From the start, her work was highly finished and emotionally direct, especially her portraits of children. This led her to try pastels. She has been painting with Slaght’s pastel group for the past three or four years.

“I seem to belong to a lot of groups,” she chuckled.

The pastels resulted in a series of birds, all now sold. Conley’s birds are as highly painted as those of Lansdowne or Bateman, but they have more attitude: a bit of anthropomorphism. Is that intentional?

“Yes,” she confessed. Her latest birds exemplify the Seven Deadly Sins. She showed me Wrath, a rooster, and Greed, a vulture. These birds are dramatically posed and relentlessly detailed.

“Who has ever seen a rooster’s eyelid?” the artist wondered. Her birds utterly fix you in their gaze.

Though a consistent prize-winner at Sooke, the annual Sidney show and the Community Arts Council’s Look show, she has no gallery representation.

“People come to me to buy the paintings,” she said. “Just about half a dozen people, but they come and get them as soon as they’re done.” That suits her just fine.
“I’ve had the pressure job,” she smiled. “I don’t want any pressure. I just want to do what I want to do.”

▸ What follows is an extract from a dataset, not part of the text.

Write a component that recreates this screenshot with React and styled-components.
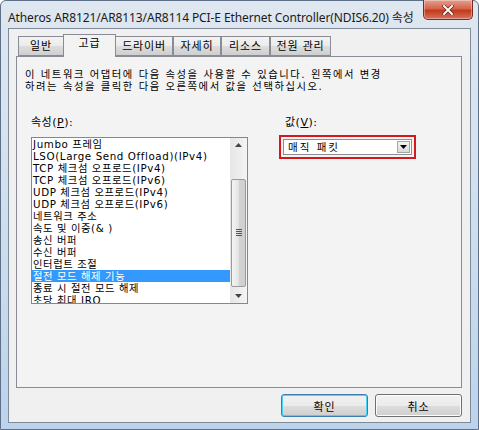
import styled, { createGlobalStyle } from 'styled-components'

const GlobalStyle = createGlobalStyle`
  html, body { margin: 0; padding: 0; background: #ffffff; }
  body { font-family: "DejaVu Sans", "Noto Sans CJK KR", sans-serif; }
`

const KR = `"DejaVu Sans", "Noto Sans CJK KR", sans-serif`

const Window = styled.div`
  width: 479px;
  height: 430px;
  box-sizing: border-box;
  padding: 0 7px 6px 7px;
  display: flex;
  flex-direction: column;
  border: 1px solid #5e7088;
  border-radius: 6px 6px 0 0;
  background: linear-gradient(180deg, #dfe7f0 0%, #d3e1ef 40%, #bcd3eb 100%);
`

const TitleBar = styled.div`
  height: 27px;
  display: flex;
  justify-content: space-between;
  align-items: flex-start;
  margin-right: -2px;
`

const Title = styled.div`
  padding-top: 9px;
  font-family: "Noto Sans", "Noto Sans CJK KR", sans-serif;
  font-size: 12px;
  line-height: 16px;
  color: #1b1b1b;
  white-space: nowrap;
  letter-spacing: -0.1px;
`

const CloseButton = styled.div`
  width: 48px;
  height: 19px;
  margin-top: -1px;
  border: 1px solid #7a2b25;
  border-top: none;
  border-radius: 0 0 5px 5px;
  background: linear-gradient(180deg, #e5a08f 0%, #d5644b 45%, #c23a1c 55%, #d8735c 100%);
  display: flex;
  align-items: center;
  justify-content: center;
  box-shadow: inset 0 0 0 1px rgba(255,255,255,0.35);
`

const Client = styled.div`
  flex: 1;
  border: 1px solid #7f8b99;
  background: #f0f0f0;
  display: flex;
  flex-direction: column;
  padding: 5px 8px 5px 7px;
`

const TabStrip = styled.div`
  display: flex;
  align-items: flex-end;
  padding-left: 2px;
  height: 22px;
  position: relative;
  z-index: 1;
`

const Tab = styled.div`
  box-sizing: border-box;
  width: ${p => p.$w}px;
  height: ${p => (p.$active ? 23 : 20)}px;
  margin: ${p => (p.$active ? '0 -1px -1px -1px' : '0')};
  padding-top: ${p => (p.$active ? 2 : 3)}px;
  border: 1px solid #898c95;
  border-bottom: ${p => (p.$active ? 'none' : '1px solid #898c95')};
  background: ${p => (p.$active ? '#f3f3f3' : 'linear-gradient(180deg, #f3f3f3 0%, #ebebeb 50%, #dddddd 51%, #cfcfcf 100%)')};
  font-family: ${KR};
  font-size: 11px;
  line-height: 13px;
  letter-spacing: 0.8px;
  color: #000;
  text-align: center;
  white-space: nowrap;
  position: relative;
  z-index: ${p => (p.$active ? 2 : 0)};
`

const Panel = styled.div`
  height: 332px;
  box-sizing: border-box;
  border: 1px solid #898c95;
  background: #f3f3f3;
  padding: 11px 8px 0 8px;
  display: flex;
  flex-direction: column;
`

const Description = styled.p`
  margin: 0;
  font-family: ${KR};
  font-size: 10.3px;
  line-height: 12px;
  color: #000;
  letter-spacing: 1.55px;
  white-space: nowrap;
`

const Fields = styled.div`
  display: flex;
  gap: 32px;
  padding: 24px 0 0 6px;
`

const Column = styled.div`
  display: flex;
  flex-direction: column;
  width: ${p => p.$width}px;
`

const Label = styled.div`
  font-family: ${KR};
  font-size: 11px;
  line-height: 13px;
  letter-spacing: 0.5px;
  color: #000;
  margin: 0 0 ${p => p.$gap}px ${p => p.$indent}px;
  u { text-decoration: underline; }
`

const ListBox = styled.div`
  height: 167px;
  box-sizing: border-box;
  border: 1px solid #828790;
  background: #fff;
  display: flex;
  overflow: hidden;
`

const Items = styled.div`
  flex: 1;
  overflow: hidden;
`

const Item = styled.div`
  height: 12px;
  font-family: ${KR};
  font-size: 10.3px;
  line-height: 12px;
  letter-spacing: 0.6px;
  padding-left: 1px;
  white-space: nowrap;
  color: ${p => (p.$selected ? '#fff' : '#000')};
  background: ${p => (p.$selected ? '#3399ff' : 'transparent')};
`

const ScrollBar = styled.div`
  width: 17px;
  background: linear-gradient(90deg, #e6e6e6, #f4f4f4);
  display: flex;
  flex-direction: column;
  align-items: center;
`

const Arrow = styled.div`
  height: 17px;
  display: flex;
  align-items: center;
  justify-content: center;
`

const Track = styled.div`
  flex: 1;
  width: 100%;
  display: flex;
  flex-direction: column;
  padding-top: 26px;
  padding-bottom: 2px;
  box-sizing: border-box;
`

const Thumb = styled.div`
  height: 106px;
  margin: 0 1px;
  border: 1px solid #9b9b9b;
  border-radius: 2px;
  background: linear-gradient(90deg, #f5f5f5 0%, #e4e4e4 50%, #d2d2d2 51%, #cfcfcf 100%);
  display: flex;
  align-items: center;
  justify-content: center;
`

const Grip = styled.div`
  width: 6px;
  height: 8px;
  background: repeating-linear-gradient(180deg, #555 0 1px, transparent 1px 2px);
`

const Highlight = styled.div`
  border: 2px solid #d6171e;
  padding: 2px;
  margin-left: -1px;
`

const Combo = styled.div`
  height: 16px;
  box-sizing: border-box;
  border: 1px solid #8f8f8f;
  background: #fff;
  display: flex;
  align-items: stretch;
  padding: 1px;
`

const ComboText = styled.div`
  flex: 1;
  font-family: ${KR};
  font-size: 10.5px;
  line-height: 12px;
  letter-spacing: 2px;
  padding-left: 3px;
  color: #000;
`

const DropButton = styled.div`
  width: 11px;
  border: 1px solid #a5a5a5;
  background: linear-gradient(180deg, #f4f4f4, #d9d9d9);
  display: flex;
  align-items: center;
  justify-content: center;
`

const ButtonRow = styled.div`
  display: flex;
  justify-content: flex-end;
  gap: 7px;
  padding-top: 6px;
`

const Button = styled.button`
  width: 87px;
  height: 23px;
  border: 1px solid ${p => (p.$default ? '#3c7fb1' : '#707070')};
  border-radius: 3px;
  background: linear-gradient(180deg, #f2f2f2 0%, #ebebeb 50%, #dddddd 51%, #cfcfcf 100%);
  box-shadow: inset 0 0 0 1px ${p => (p.$default ? '#48d3fb' : '#fcfcfc')};
  font-family: ${KR};
  font-size: 11px;
  letter-spacing: 1px;
  color: #000;
  padding: 0;
`

const tabs = [
  { name: '일반', w: 46 },
  { name: '고급', w: 53 },
  { name: '드라이버', w: 58 },
  { name: '자세히', w: 48 },
  { name: '리소스', w: 49 },
  { name: '전원 관리', w: 61 },
]

const props = [
  'Jumbo 프레임',
  'LSO(Large Send Offload)(IPv4)',
  'TCP 체크섬 오프로드(IPv4)',
  'TCP 체크섬 오프로드(IPv6)',
  'UDP 체크섬 오프로드(IPv4)',
  'UDP 체크섬 오프로드(IPv6)',
  '네트워크 주소',
  '속도 및 이중(& )',
  '송신 버퍼',
  '수신 버퍼',
  '인터럽트 조절',
  '절전 모드 해제 기능',
  '종료 시 절전 모드 해제',
  '초당 최대 IRQ',
]

export default function App() {
  return (
    <>
      <GlobalStyle />
      <Window>
        <TitleBar>
          <Title>Atheros AR8121/AR8113/AR8114 PCI-E Ethernet Controller(NDIS6.20) 속성</Title>
          <CloseButton>
            <svg width="12" height="10" viewBox="0 0 12 10">
              <path d="M2 1 L10 9 M10 1 L2 9" stroke="#5a1a10" strokeWidth="3.2" strokeLinecap="square" />
              <path d="M2 1 L10 9 M10 1 L2 9" stroke="#ffffff" strokeWidth="2" strokeLinecap="square" />
            </svg>
          </CloseButton>
        </TitleBar>
        <Client>
          <TabStrip>
            {tabs.map(t => (
              <Tab key={t.name} $w={t.w} $active={t.name === '고급'}>{t.name}</Tab>
            ))}
          </TabStrip>
          <Panel>
            <Description>
              이 네트워크 어댑터에 다음 속성을 사용할 수 있습니다. 왼쪽에서 변경<br />
              하려는 속성을 클릭한 다음 오른쪽에서 값을 선택하십시오.
            </Description>
            <Fields>
              <Column $width={217}>
                <Label $gap={8} $indent={0}>속성(<u>P</u>):</Label>
                <ListBox>
                  <Items>
                    {props.map(p => (
                      <Item key={p} $selected={p === '절전 모드 해제 기능'}>{p}</Item>
                    ))}
                  </Items>
                  <ScrollBar>
                    <Arrow>
                      <svg width="7" height="4" viewBox="0 0 7 4"><path d="M0 4 L3.5 0 L7 4 Z" fill="#444" /></svg>
                    </Arrow>
                    <Track>
                      <Thumb><Grip /></Thumb>
                    </Track>
                    <Arrow>
                      <svg width="7" height="4" viewBox="0 0 7 4"><path d="M0 0 L7 0 L3.5 4 Z" fill="#444" /></svg>
                    </Arrow>
                  </ScrollBar>
                </ListBox>
              </Column>
              <Column $width={136}>
                <Label $gap={6} $indent={5}>값(<u>V</u>):</Label>
                <Highlight>
                  <Combo>
                    <ComboText>매직 패킷</ComboText>
                    <DropButton>
                      <svg width="7" height="4" viewBox="0 0 7 4"><path d="M0 0 L7 0 L3.5 4 Z" fill="#000" /></svg>
                    </DropButton>
                  </Combo>
                </Highlight>
              </Column>
            </Fields>
          </Panel>
          <ButtonRow>
            <Button $default>확인</Button>
            <Button>취소</Button>
          </ButtonRow>
        </Client>
      </Window>
    </>
  )
}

To demonstrate the point, she brought out a book on art deco buildings of Victoria, entirely drawn on her computer. She’ll get it printed at Island Blue, using its print-on-demand service.

“I think it’s terrific. Why not self-publish?” she asked.

Conley and her husband, David Gray, live in a lovely old house in Rockland. In the front hall I was greeted by Tweedledee and Tweedledum, each more than a metre tall.

They are illustrations from Alice in Wonderland by John Tenniel come to life, and were made by Gray and Conley of Celluclay.

“It’s just like wood,” Conley noted. They like to work together on sculptures. Gray, an artist and former fisherman, spends most of his time building mechanized sculptures for Galey Farms — he built the three life-sized dinosaurs, with swinging tails and mouths that open and shut.

Conley is the treasurer and membership secretary of the Federation of Canadian Artists and is preparing for the group’s 75th anniversary exhibition from June 22 to July 6 at the CACGV Gallery at the Cedar Hill Rec Centre. She is also in charge of the art section of the Saanich Agricultural Fair.

“I’ve tried to beef up the participation there,” she said — with no hint of a pun. Please consider submitting an entry this year.

Surrounded by the many things she loves to make, she reflected on the broad community engagement it has resulted in.

“You know, that’s the exciting thing about living in Victoria,” Conley said. “There are so many opportunities for artists to show their work.” Here is an artist who is able to realize her goals right here: “I just want to have fun.”

Note: After writing last week’s column on Art Thompson at Alcheringa, I visited a show at the Legacy Gallery (630 Yates St., until May 28) with a bewildering title. It’s called Emerging Through Fog: Tsa-Qwa-Supp and Tlehpik — Together by Tlehpik (Hjalmer Wenstob). It was a surprise to find that this is mostly an exhibition of prints and drawings by … Art Thompson. Tlehpik (or Wenstob) is a fine arts student at the University of Victoria who was inspired by Thompson in his childhood. This exhibit is his tribute.